We can observe the mangled names by calling swiftc
with the emit-sil
flag, which will output the Swift Intermediate Language (SIL) file:
$ swiftc -emit-sil Sources/main.swift
... (trimmed) ...
// displayValue(value:)
sil hidden @$s4main12displayValue5valueySS_tF : $@convention(thin) (@guaranteed String) -> () {
... (trimmed) ...
// displayValue(value:)
sil hidden @$s4main12displayValue5valueySi_tF : $@convention(thin) (Int) -> () {
... (trimmed) ...
From here we can note that the two functions became:
@$s4main12displayValue5valueySS_tF
@$s4main12displayValue5valueySi_tF
The only difference is the usage of S
in one and i
in the other.
We can infer that this corresponds to one function using a String and the other using an Integer, but let’s understand the mangling a little better.
We’ll use the Swift documentation about name mangling, available here, to decode the names, and use the built-in demangler tool, available via swift demangle
, to understand the mangling.
If we start by using swift demangle
to convert back the names, we can see the following:
$ swift demangle
@$s4main12displayValue5valueySS_tF
@main.displayValue(value: Swift.String) -> ()
@$s4main12displayValue5valueySi_tF
@main.displayValue(value: Swift.Int) -> ()
Let’s do the same process manually to better understand what is happening.
The initial @
identifies the entry point scope, so we can safely ignore it.
As the documentation explains, the operators are structured in postfix order.
We’ll start from the end of the name, which is the F
that tells us we’re dealing with a function:
entity-spec ::= decl-name label-list function-signature generic-signature? 'F' // function
If we look through the documentation, we can search all the definitions that we need to use, based on knowing the final function definition shown above. To make it easier to read, the following shows all those definitions (some optional definitions were already removed), which we’ll use after:
mangled-name ::= '$s' global
global ::= entity
entity ::= context entity-spec
context ::= module
module ::= identifier
identifier ::= NATURAL IDENTIFIER-STRING
IDENTIFIER-STRING ::= IDENTIFIER-START-CHAR IDENTIFIER-CHAR*
IDENTIFIER-START-CHAR ::= [_a-zA-Z]
IDENTIFIER-CHAR ::= [_$a-zA-Z0-9]
entity-spec ::= decl-name label-list function-signature 'F'
function-signature ::= params-type params-type
params-type ::= type
params-type ::= empty-list
decl-name ::= identifier
label-list ::= ('_' | identifier)*
empty-list ::= 'y'
type ::= any-generic-type
type ::= type-list 't'
type-list ::= list-type '_' list-type*
list-type ::= type identifier?
any-generic-type ::= standard-substitutions
standard-substitutions ::= 'S' KNOWN-TYPE-KIND
KNOWN-TYPE-KIND ::= 'i' // Swift.Int
KNOWN-TYPE-KIND ::= 'S' // Swift.String
With all of the previous, we can split $s4main12displayValue5valueySS_tF
into its parts:
$s
is the global mangled name4main
is the contextmain
12displayValue
is thedecl-name
(function name)5value
is thelabel-list
(argument names)y
is theparams-type
for the return value, is which an empty list (no return)SS_t
os theparams-type
for the arguments, which is a tuple with the arguments, in this caseSwift.String
At this point we have a better understanding on how the mangling works, and we can see how it can be very useful to demangle to get relevant information into a compiled binary.
Binary Ninja Plugin
Based on the previous knowledge, we can build a plugin that takes advantage of the already existing swift-demangle
binary to give more context to a Swift binary that we are analysing.

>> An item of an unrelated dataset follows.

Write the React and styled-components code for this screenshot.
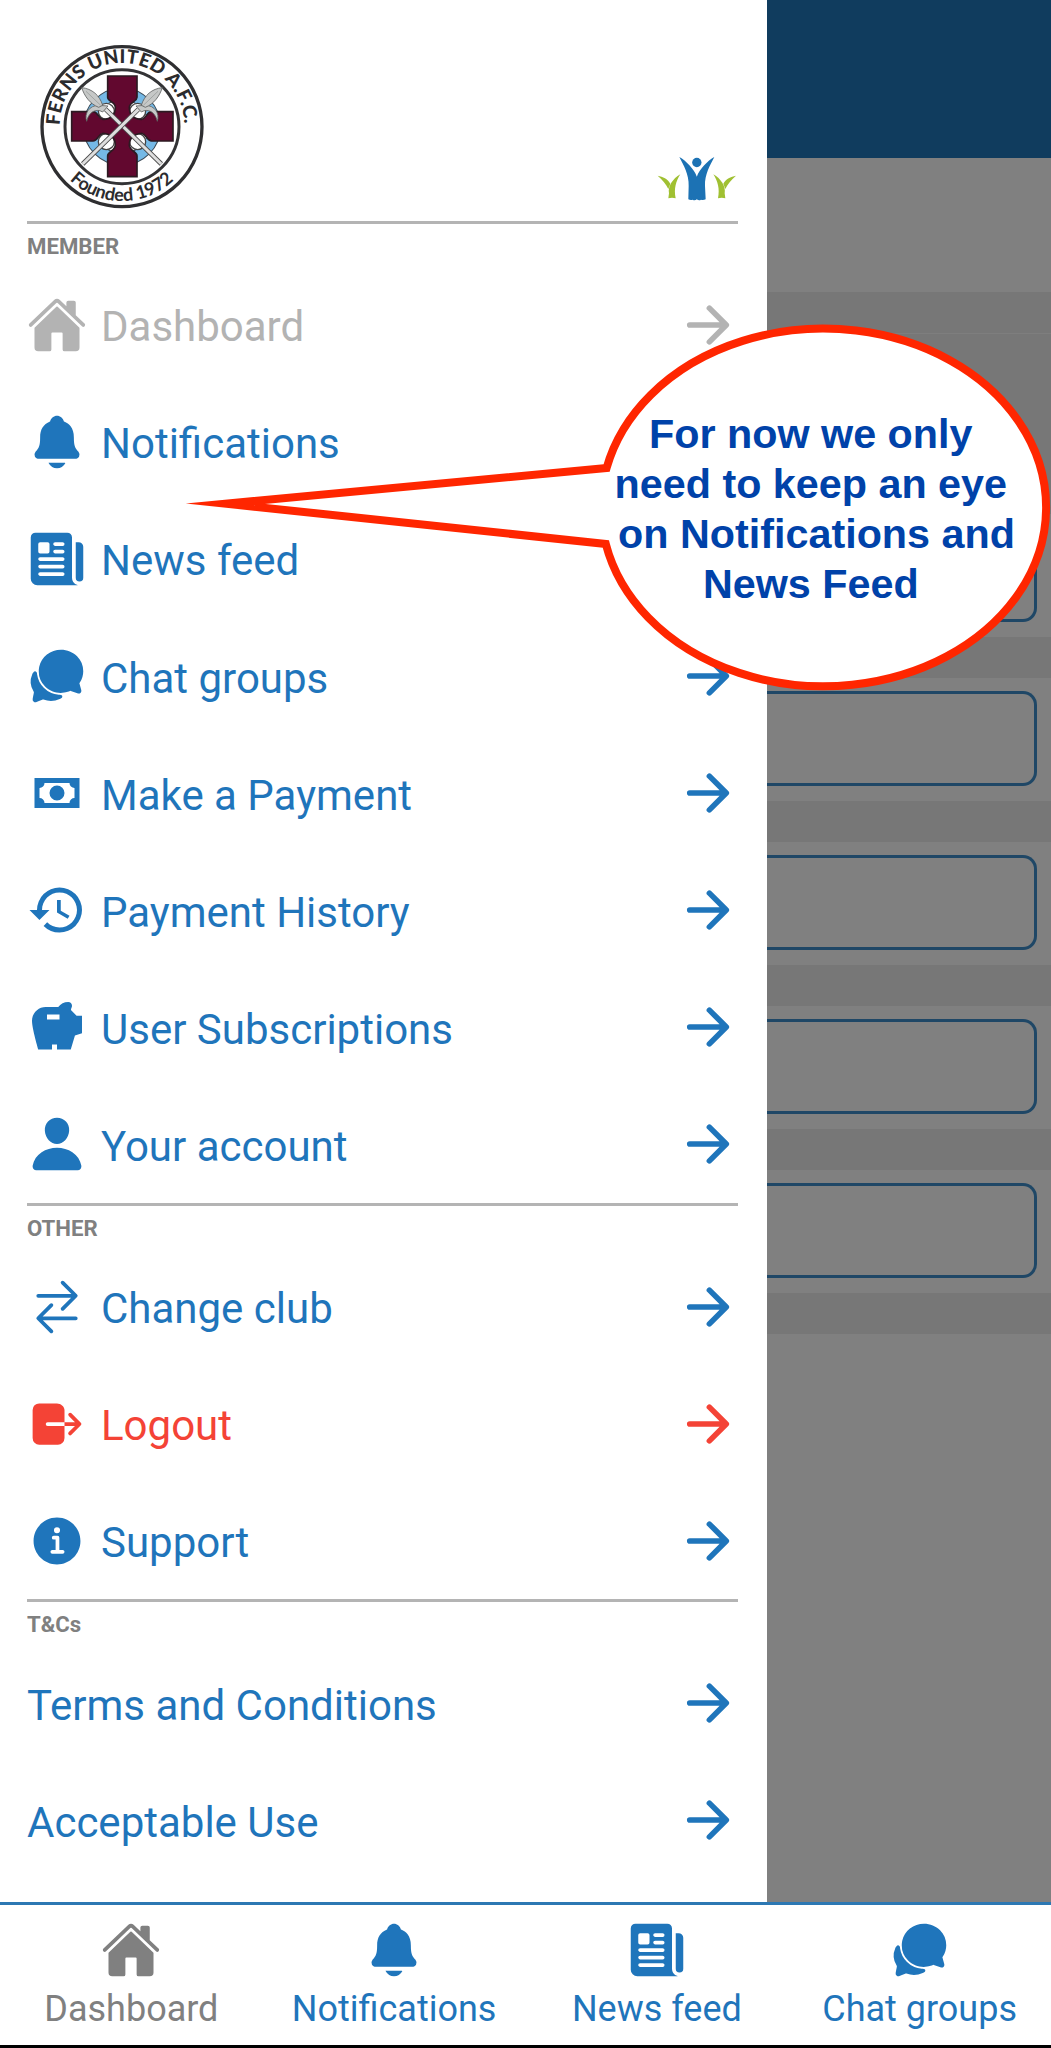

The plugin is very straightforward and allows to better understand some of the primitives used in Swift that Binary Ninja still doesn’t correctly identify (e.g. string concatenation).
The plugin is available here and the flow of it is the following:
- Ask the user for the
swift-demangle
file location - Get all the symbols in the binary
- Send the symbols to
swift-demangle
- Iterate all symbols:
- If the symbol changed (
swift-demangle
echos the symbol back if it can’t demangle)- If the symbol was not changed in Binary Ninja, change it to the demangled version
- Else, add a comment with the demangled version
- Else, continue
- If the symbol changed (
The following picture shows a simple code snippet before running the script:
And after running the script:
Future Work
Although the script is super simple, it provides an interesting starting point for other improvements, specially when it comes to identifying types and providing type propagation when analysing a binary.
The swift-demangle
tool has the option to output a tree of the demangling, which looks like the following:
$ swift demangle --tree-only
@$s4main12displayValue5valueySi_tF
@Demangling for $s4main12displayValue5valueySi_tF
kind=Global
kind=Function
kind=Module, text="main"
kind=Identifier, text="displayValue"
kind=LabelList
kind=Identifier, text="value"
kind=Type
kind=FunctionType
kind=ArgumentTuple
kind=Type
kind=Tuple
kind=TupleElement
kind=Type
kind=Structure
kind=Module, text="Swift"
kind=Identifier, text="Int"
kind=ReturnType
kind=Type
kind=Tuple
This provides very helpful information that can be fed into Binary Ninja to help define the function prototype, and consequently improve the readibility of Swift compiled binaries.